JON JUARISTI-ABC

Lourdes puede ser un buen destino veraniego. Depende para qué

UN tipo muy feo entra en una pescadería y pregunta a la encargada: «¿Puede ponerme bonito?». Ella le mira de arriba abajo, niega pesarosa con la cabeza y responde: «Imposible, majo. Eso, ni en Lourdes». Me he acordado de este chiste viejísimo al leer

Un libro pirenaico, de Kurt Tucholsky (1890-1935), publicado hace un mes, en traducción de Fernando Pérez de Laborda, por una editorial navarra de la izquierda abertzale. El libro, sin embargo, nada tiene de abertzale. Se trata de las impresiones de un viaje de Tucholsky a los Pirineos Occidentales franceses en 1927. El autor fue el periodista más leído en la Alemania de la República de Weimar, un talento satírico de la categoría del austriaco Karl Kraus o del irlandés Flann O’Brien. Como Pessoa, Antonio Machado y Max Aub, Tucholsky utilizó diversos heterónimos. Cruza brevemente por las páginas de Los árboles portátiles, mi novela ensayística (2017) sobre el exilio de los intelectuales antifascistas durante la Segunda Guerra Mundial. Me lo descubrió Germán Yanke, que se parecía, incluso físicamente, al gran periodista berlinés.

Como Tucholsky, Germán se interesó mucho en Lourdes, pero no en tanto fenómeno religioso ni de cultura de masas, sino como asunto literario. No hay que olvidar que sobre Lourdes, además de Tucholsky, escribieron Émile Zola y Joris-Karl Huysmans desde posiciones ideológicas enfrentadas. Y también Franz Werfel, cuya novela La canción

de Bernadette (1941) fue llevada al cine en 1943 bajo la dirección de Henry King y con Jennifer Jones en el papel protagonista. Werfel, judío como Tucholsky y como King, recorrió los Pirineos franceses en 1940 con su mujer, Alma Mahler, huyendo de los ocupantes nazis, hasta que consiguieron pasar a España gracias a la ayuda del famoso rescatador Varian Fry. En Lourdes los escondieron unas monjitas a las que Werfel prometió un libro sobre Bernadette Soubirous.

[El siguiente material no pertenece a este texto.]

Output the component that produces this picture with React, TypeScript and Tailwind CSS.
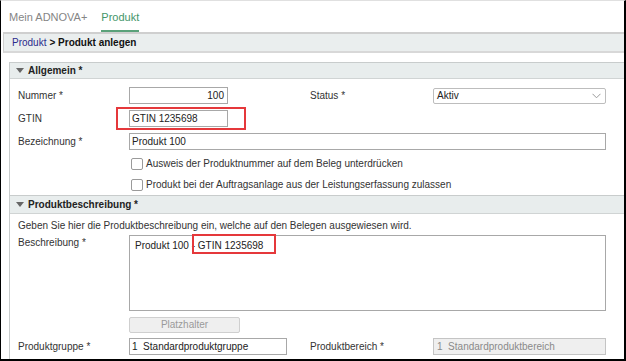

También Germán Yanke pensó en su día escribir una novela que transcurriera, en parte al menos, en Lourdes. Nunca lo hizo. Yo situé un par de capítulos de una mía, La caza salvaje (2007), en Lourdes y Betharram, hilvanando remembranzas infantiles de un viaje estival a Lourdes con mis padres. Los de Bilbao teníamos una curiosa querencia turística por Lourdes. Incluso Sabino Arana Goiri se fue allí, de viaje de novios, y pilló una disentería, aunque no está probado que fuera a causa del agua de la gruta. Me picó una avispa delante de las fuentes. Empecé a dar berridos y la gente se agolpó alrededor gritando: Un miracle, un miracle! Pero, en fin, no tengo mal recuerdo de la excursión. Recalamos en un hotel lleno de peregrinas bretonas que parecían sacadas de un cuadro de Gauguin y de innumerables irlandesas llamadas Bernadette con su cura al frente. Llovió como en Macondo. Volvimos a Bilbao con un cargamento de agua milagrosa, dulces guijarros de colores y figuritas marianas fosforescentes.

El pasado 12 de febrero, La Croix publicó una entrevista con Ruth Harris, una historiadora americana, autora del estudio más riguroso que conozco sobre el tema (Lourdes. Body and Spirit in the Secular Age. Penguin Books, 2000). Harris afirma que las curaciones siguen siendo muy numerosas, pero no en las fuentes ni en las piscinas, sino durante las procesiones nocturnas, en las que se canta el Ave Marie del abate vendeano Gaignet, que los de Bilbao trasladábamos a una letra ingenuamente volteriana: «Del cielo ha bajado/ la Madre de Dios/ en un aeroplano/ sistema Blériot». A lo mejor me doy una vuelta por allí este verano, como homenaje póstumo a Germán y a Tucholsky. No a que me pongan bonito, por supuesto. Ni a que me arreglen el país. Sospecho que eso, ni en Lourdes.